9-10 Vajapeya and Rajasuya   Cup of Victory, Inauguration of a King. Offering of butter and Sura (a kind of beer or wine) to fire.  
11-18 Agnicayana 360 Formulas and rituals for building altars and hearths for Agni yajna, with largest in the shape of outspread eagle or falcon.  
19-21 Sautramani   Offerings of Masara (rice-barley liquor plus boiled millet) to fire. Expiate evil indulgences in soma-drinking. For dethroned king, for soldiers going to war for victory, for regulars to acquire cattle and wealth.  
22-25 Ashvamedha 180 or 360 Only by King. A horse is released, followed by armed soldiers, wherein anyone who stops or harms the wandering horse is declared enemy of state. The horse is returned to the capital and is ceremoniously slaughtered by the soldiers. Eulogy to the departed horse. Prayers to deities.  
26-29     Supplementary formulas for above sacrifices  
30-31 Purushamedha   Symbolic sacrifice of Purusha (Cosmic Man). Nominal victim played the part, but released uninjured after the ceremony, according to Max Muller and others. A substitute for Ashvamedha (horse sacrifice). The ritual plays out the cosmic creation.  
32-34 Sarvamedha 10 Stated to be more important than Purushamedha above. This ritual is a sacrifice for Universal Success and Prosperity. Ritual for one to be wished well, or someone leaving the home, particularly for solitude and moksha, who is offered "curd and ghee (clarified butter)".  
35 Pitriyajna   Ritual funeral-related formulas for cremation. Sacrifice to the Fathers and Ancestors.  
36-39 Pravargya   According to Griffith, the ritual is for long life, unimpaired faculties, health, strength, prosperity, security, tranquility and contentment. Offerings of cow milk and grains to yajna fire.  
40     This chapter is not an external sacrifice ritual-related. It is Isha Upanishad, a philosophical treatise about inner Self (Atman, Soul).

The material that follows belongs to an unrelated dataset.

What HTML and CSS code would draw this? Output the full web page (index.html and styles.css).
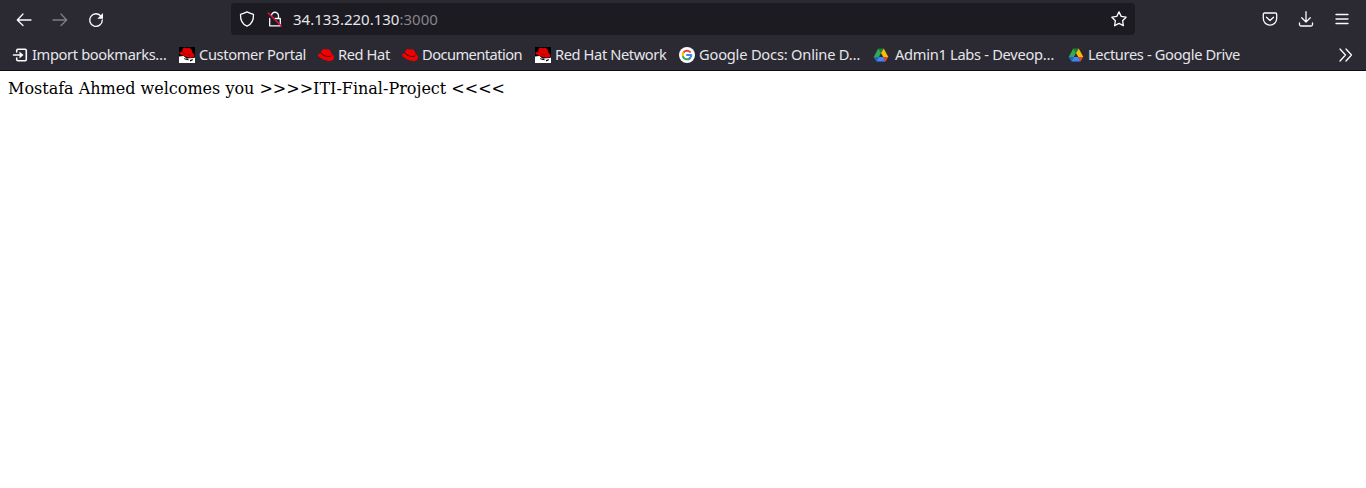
FILE: index.html
```
<!DOCTYPE html>
<html lang="en">
<head>
<meta charset="utf-8">
<title>34.133.220.130:3000</title>
<link rel="stylesheet" href="styles.css">
</head>
<body>
<svg class="defs" aria-hidden="true">
  <symbol id="hat" viewBox="0 0 16 16"><path fill="#f40000" d="M3.500 4 5 2l3 .5 2-.3c2 .2 3.200 2 3.700 4.800 1.500.8 2.300 2 2.300 3.500 0 2.700-2.500 3.700-5 3.400C6.500 13.200 2 11.200.2 8.700-.2 7.200 1 6.300 3 6.300z"/><path fill="none" stroke="#300" stroke-width="1" d="M3.300 6.200c.7 2.300 7.700 4.500 10 2.500"/></symbol>
  <symbol id="shadowman" viewBox="0 0 16 16"><path fill="#000" d="M0 0h16v16H0z"/><path fill="#fff" d="M0 9.500 4.500 9l3 2.500 7-.5 1.500-.5V16H0z"/><path fill="#e00000" d="M3.500 2 5 .5 8 1.200 10 .7l2.500 1.500 1 3.500 2 2-.5 2.300-3.500.8L6 9.500 1 7.200.3 5.500l2.900-.7z"/><path fill="none" stroke="#700" stroke-width=".6" d="m3.500 5 3 2.200 5 .7"/><path d="m5 11 2 .7 2 .1 1 1.500-2-.3-2.500-.8zM11 13l3-1-.5 1.500-2.500 1z"/></symbol>
  <symbol id="drive" viewBox="0 0 16 16"><path fill="#188038" d="M5.200 1.500h5.600L8 6z"/><path fill="#34a853" d="M5.200 1.500 8 6l-4.300 8L.7 10z"/><path fill="#fbbc04" d="M10.800 1.500 15.300 10h-5L8 6z"/><path fill="#4285f4" d="M5.800 10h4.500l2.200 4.500h-9z"/><path fill="#1967d2" d="M.7 10h5.100l-2.300 4.500z"/><path fill="#ea4335" d="M10.300 10h5l-2.800 4.500z"/></symbol>
</svg>
<header class="browser">
  <nav class="toolbar">
    <div class="navigation">
      <svg class="icon" viewBox="0 0 16 16"><path d="M15 8H1.500M7 2 1.300 8 7 13.500"/></svg>
      <svg class="icon disabled" viewBox="0 0 16 16"><path d="M1 8h13.500M9 2l5.700 6L9 13.500"/></svg>
      <svg class="icon" viewBox="0 0 16 16"><path d="M13.200 4.500A6.300 6.300 0 1 0 14.300 8"/><path class="solid" d="M15 1v5.700H9.300z"/></svg>
    </div>
    <div class="address">
      <svg class="icon" viewBox="0 0 16 16"><path d="M8 .9C6 2 3.800 2.700 1.500 3.300 1.300 9 3.500 13.500 8 15.200c4.500-1.700 6.700-6.200 6.500-11.900C12.200 2.700 10 2 8 .9z"/></svg>
      <svg class="icon" viewBox="0 0 16 16"><path d="M4.500 4.500a3.500 3.500 0 0 1 7 .5v2M2.700 7.500v7.300h10.600V7.500H8"/><path class="slash" d="m1.300 2 13 13"/></svg>
      <span class="url">34.133.220.130<span class="port">:3000</span></span>
      <svg class="icon star" viewBox="0 0 16 16"><path d="m8 .9 2.200 4.500 4.900.8-3.500 3.500.8 5L8 12.400l-4.400 2.300.8-5L.9 6.200l4.900-.8z"/></svg>
    </div>
    <div class="actions">
      <svg class="icon" viewBox="0 0 16 16"><path d="M2.500 2h11c.7 0 1.200.5 1.200 1.200v4.300a6.700 6.700 0 0 1-13.400 0V3.200c0-.7.5-1.200 1.200-1.200zM4.500 6.200 8 9.500l3.500-3.300"/></svg>
      <svg class="icon" viewBox="0 0 16 16"><path d="M8 .700v10.300M3.700 6.700 8 11l4.300-4.300M1.500 11.800v1.700c0 1 .5 1.500 1.500 1.500h10c1 0 1.500-.5 1.500-1.500v-1.700"/></svg>
      <svg class="icon" viewBox="0 0 16 16"><path d="M2 3.500h12M2 8h12M2 12.500h12"/></svg>
    </div>
  </nav>
  <nav class="bookmarks">
    <a class="bookmark import"><svg class="icon" viewBox="0 0 16 16"><path class="heavy" d="M4.700 5V3.500c0-.7.500-1.200 1.200-1.200h7.200c.7 0 1.200.5 1.200 1.200v9c0 .7-.5 1.200-1.200 1.200H5.900c-.7 0-1.200-.5-1.200-1.200V11M1.500 8H9"/><path class="solid" d="M7.500 4.500 11.500 8l-4 3.500z"/></svg><span>Import bookmarks…</span></a>
    <a class="bookmark portal"><svg class="icon"><use href="#shadowman"/></svg><span>Customer Portal</span></a>
    <a class="bookmark redhat"><svg class="icon"><use href="#hat"/></svg><span>Red Hat</span></a>
    <a class="bookmark docs"><svg class="icon"><use href="#hat"/></svg><span>Documentation</span></a>
    <a class="bookmark network"><svg class="icon"><use href="#shadowman"/></svg><span>Red Hat Network</span></a>
    <a class="bookmark google"><svg class="icon favicon" viewBox="0 0 16 16"><circle cx="8" cy="8" r="8" fill="#fff"/><g fill="none" stroke-width="2"><path stroke="#ea4335" d="M4.200 6A4.300 4.300 0 0 1 11 4.900"/><path stroke="#fbbc05" d="M4.200 10a4.300 4.300 0 0 1 0-4"/><path stroke="#34a853" d="M4.200 10a4.300 4.300 0 0 0 6.500 1.400"/><path stroke="#4285f4" d="M8 8h4.300a4.300 4.300 0 0 1-1.600 3.400"/></g></svg><span>Google Docs: Online D…</span></a>
    <a class="bookmark labs"><svg class="icon"><use href="#drive"/></svg><span>Admin1 Labs - Deveop…</span></a>
    <a class="bookmark lectures"><svg class="icon"><use href="#drive"/></svg><span>Lectures - Google Drive</span></a>
    <svg class="icon overflow" viewBox="0 0 16 16"><path d="m3 2 5.500 6L3 14M9 2l5.500 6L9 14"/></svg>
  </nav>
</header>
<main class="page">Mostafa Ahmed welcomes you &gt;&gt;&gt;&gt;ITI-Final-Project &lt;&lt;&lt;&lt;</main>
</body>
</html>
```
FILE: styles.css
```
body { margin: 0; background: #fff; }
.defs { display: none; }
.browser {
  box-sizing: border-box;
  height: 71px;
  background: #2b2a33;
  border-bottom: 1px solid #0c0c0d;
  color: #e6e6ea;
  font-family: "Noto Sans", sans-serif;
  font-size: 14.67px;
}
.toolbar { display: flex; height: 38px; align-items: center; }
.icon { display: block; flex: none; width: 16px; height: 16px; }
.icon path { stroke-linecap: round; stroke-linejoin: round; }
.toolbar .icon, .import .icon, .overflow { fill: none; stroke: #fbfbfe; stroke-width: 1.3; }
.icon .solid { fill: #fbfbfe; stroke: none; }
.icon .heavy { stroke-width: 1.6; }
.icon .slash { stroke: #e2143c; stroke-width: 1.5; }
.toolbar .disabled { opacity: .4; }
.navigation { display: flex; gap: 20px; width: 215px; padding: 1px 0 0 16px; }
.address {
  box-sizing: border-box;
  display: flex;
  align-items: center;
  width: 904px;
  height: 32px;
  padding: 0 8px;
  gap: 12px;
  border-radius: 4px;
  background: #1c1b22;
}
.url { margin-left: -2px; font-size: 15px; line-height: 20px; white-space: nowrap; }
.port { color: #85848b; }
.star { margin-left: auto; }
.actions { display: flex; gap: 20px; margin-left: 127px; }
.bookmarks { box-sizing: border-box; display: flex; align-items: center; height: 32px; padding: 2px 13px 0 12px; }
.bookmark { display: flex; align-items: center; gap: 4px; height: 20px; white-space: nowrap; line-height: 18px; letter-spacing: -.36px; }
.bookmark span { height: 20px; }
.import { width: 167px; }
.portal { width: 139px; }
.redhat { width: 84px; letter-spacing: -.4px; }
.docs { width: 133px; letter-spacing: -.55px; }
.network { width: 144px; letter-spacing: -.4px; }
.google { width: 194px; letter-spacing: -.2px; }
.labs { width: 195px; gap: 6px; letter-spacing: -.3px; }
.overflow { margin-left: auto; }
.page { padding: 8px; color: #000; font: 16px/19px "DejaVu Serif", serif; }
```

The verse 40.6 states, "The man who in his Self beholds all creatures and all things that be, And in all beings sees his Self, then he doubts no longer, ponders not.  
Structure of the mantras

The various ritual mantras in the Yajurveda Samhitas are typically set in a meter, and call on Vedic deities such as the Savita (Sun), Indra, Agni, Prajapati, Rudra and others. The Taittiriya Samhita in Book 4, for example, includes the following verses for the Agnicayana ritual recitation (abridged),

First harnessing the mind, Savita; creating thoughts and perceiving light, brought Agni from the earth.
Harnessing the gods with mind; they who go with thought to the sky, to heaven, Savita instigates those who will make great light.
With the mind harnessed, we are instigated by god Savita, for strength to go to heaven.

Whose journey the other gods follow, praising the power of the god, who measured the radiant regions of the earth, he is the great god Savita.
God Savita, impel the ritual, impel for good fortune the lord of ritual !
Divine Gandharva, purifier of thought, purify our thoughts ! May the lord of speech make our words sweet !

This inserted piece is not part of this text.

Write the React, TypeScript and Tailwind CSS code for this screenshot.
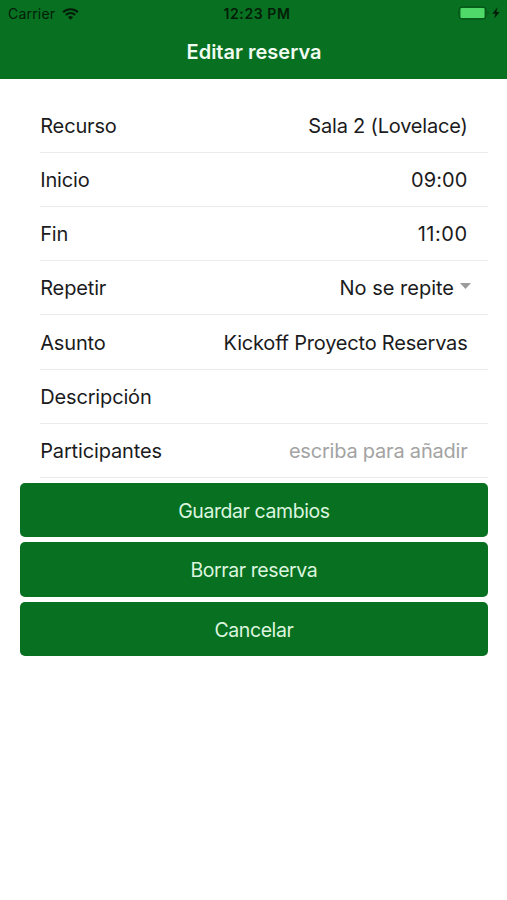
import type { ReactNode } from 'react'

interface FieldRowProps {
  label: string
  children?: ReactNode
}

function FieldRow({ label, children }: FieldRowProps) {
  return (
    <div className="flex h-[54.15px] items-center justify-between border-b border-[#ececee] pt-px pr-[20px]">
      <span className="tracking-[-0.15px]">{label}</span>
      {children}
    </div>
  )
}

interface ActionButtonProps {
  children: ReactNode
}

function ActionButton({ children }: ActionButtonProps) {
  return (
    <button
      type="button"
      className="flex h-[54.4px] w-full items-center justify-center rounded-[5px] bg-[#087021] pt-[1.4px] text-[19.5px] tracking-[-0.42px] text-[#dcf5df]"
    >
      {children}
    </button>
  )
}

function WifiIcon() {
  return (
    <svg className="mb-px h-3 w-[17px]" viewBox="0 0 17 12" fill="none">
      <path d="M1.1 4.2a10.6 10.6 0 0 1 14.8 0" stroke="#031d08" strokeWidth="2.1" />
      <path d="M3.8 7a6.7 6.7 0 0 1 9.4 0" stroke="#031d08" strokeWidth="2" />
      <path d="M8.5 11.8 6 9.3a3.6 3.6 0 0 1 5 0Z" fill="#031d08" />
    </svg>
  )
}

function BatteryIcon() {
  return (
    <svg className="mb-[2px] h-[14px] w-[46px]" viewBox="0 0 46 14">
      <rect x="1" y="1" width="27" height="12" rx="3" fill="none" stroke="#064c15" />
      <rect x="2.5" y="2" width="24" height="10" rx="1" fill="#4fd968" />
      <path d="M29.6 5v4c1.3-.6 1.3-3.4 0-4Z" fill="#064c15" />
      <path d="m39.5 1.3-5.2 6.4h3.1l-1.2 4.9 5.5-6.6h-3.2Z" fill="#031d08" />
    </svg>
  )
}

export default function App() {
  return (
    <div className="min-h-[900px] bg-white font-['Inter','Liberation_Sans',sans-serif] text-[20px] leading-6 text-[#1b1b1d]">
      <header className="h-[79px] bg-[#087021]">
        <div className="grid h-7 grid-cols-3 items-center pl-2 text-[14px] text-[#031d08]">
          <div className="flex items-center gap-[7px]">
            <span className="tracking-[0.2px]">Carrier</span>
            <WifiIcon />
          </div>
          <span className="pr-px text-center text-[14px] font-semibold tracking-[0.6px]">
            12:23 PM
          </span>
          <div className="flex justify-end pr-[3px]">
            <BatteryIcon />
          </div>
        </div>
        <h1 className="flex h-12 items-center justify-center pl-px text-[20px] font-semibold text-[#f0fbf1]">
          Editar reserva
        </h1>
      </header>
      <main className="pt-[19.9px] pr-[19.5px] pl-[20.3px]">
        <div className="pl-[19.9px]">
          <FieldRow label="Recurso">
            <span className="tracking-[-0.2px]">Sala 2 (Lovelace)</span>
          </FieldRow>
          <FieldRow label="Inicio">
            <span className="tracking-[0.1px]">09:00</span>
          </FieldRow>
          <FieldRow label="Fin">
            <span className="tracking-[0.5px]">11:00</span>
          </FieldRow>
          <FieldRow label="Repetir">
            <div className="-mr-[3.5px] flex items-center gap-1.5">
              <span>No se repite</span>
              <svg className="mb-1 h-1.5 w-[11px]" viewBox="0 0 11 6">
                <path d="M0 0h11L5.5 6Z" fill="#9b9b9b" />
              </svg>
            </div>
          </FieldRow>
          <FieldRow label="Asunto">
            <span className="tracking-[-0.2px]">Kickoff Proyecto Reservas</span>
          </FieldRow>
          <FieldRow label="Descripción" />
          <FieldRow label="Participantes">
            <span className="tracking-[-0.21px] text-[#a3a3a3]">escriba para añadir</span>
          </FieldRow>
        </div>
        <div className="flex flex-col gap-[5.2px] pt-[5px]">
          <ActionButton>Guardar cambios</ActionButton>
          <ActionButton>Borrar reserva</ActionButton>
          <ActionButton>Cancelar</ActionButton>
        </div>
      </main>
    </div>
  )
}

God Savita, impel for us this ritual,
Honoring the gods, gaining friends, always victorious, winning wealth, winning heaven !

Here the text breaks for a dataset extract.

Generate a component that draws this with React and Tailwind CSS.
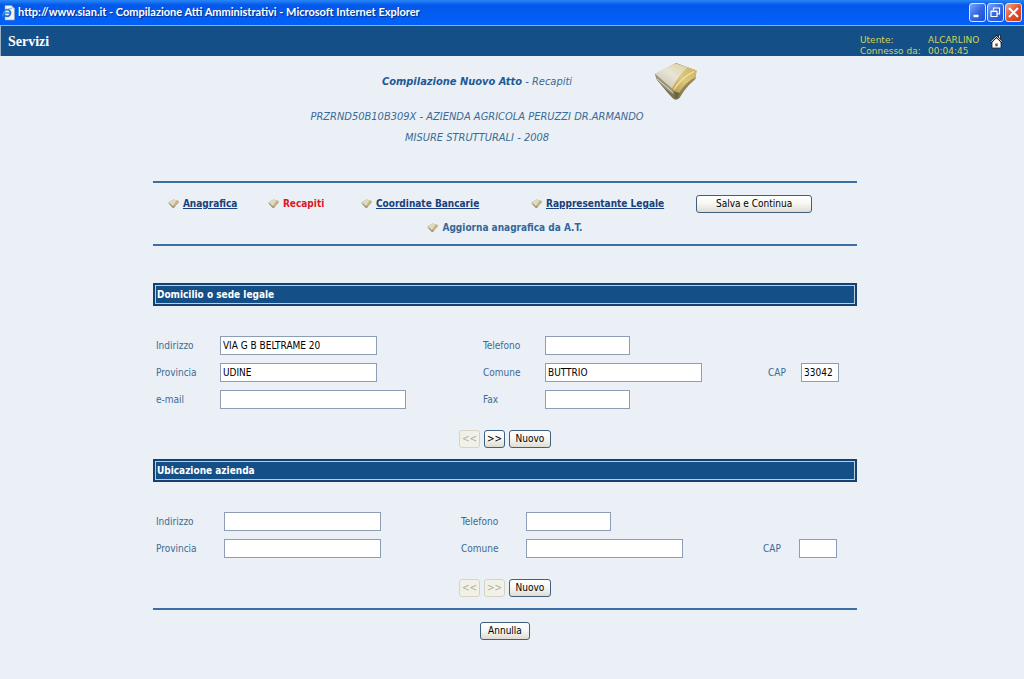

— Taittiriya Samhita 4.1.1, Translated by Frits Staal

Satapatha Brahmana

The title Satapatha Brahmana means "Brahmana of the Hundred Paths". It is one of the largest Brahmana text that has survived. It includes, states Staal, a "veritable encyclopedia of meandering opinions on ritual and other matters".

The Satapatha Brahmana was translated by Eggeling in late 19th-century, reprinted often and has been well read because of the translation. However, it has been misinterpreted and misused, states Staal, because "it contains enough material to support any theory". Eggeling, the first translator of Satapatha Brahmana called it "flimsy symbolism rather than serious reasoning", similar to "speculative vaporings" found in the Christian and non-Christian variety of Gnosticism.

Srautasutras

The Yajurveda had Shrautasutras and Grhyasutras attached to it, from fifteen schools: Apastamba, Agastya, Agniveshyaka, Baudhayana, Bharadvaja, Hiranyakeshi, Kaundinya, Kusidaka, Katyayana, Lokaksita, Madhyamdina, Panca-Kathaka, Satyasadha, Sakala, Sandilya, Vaikhanasa, and Vadula. Of these nine have survived, along with portions of Kaundinya.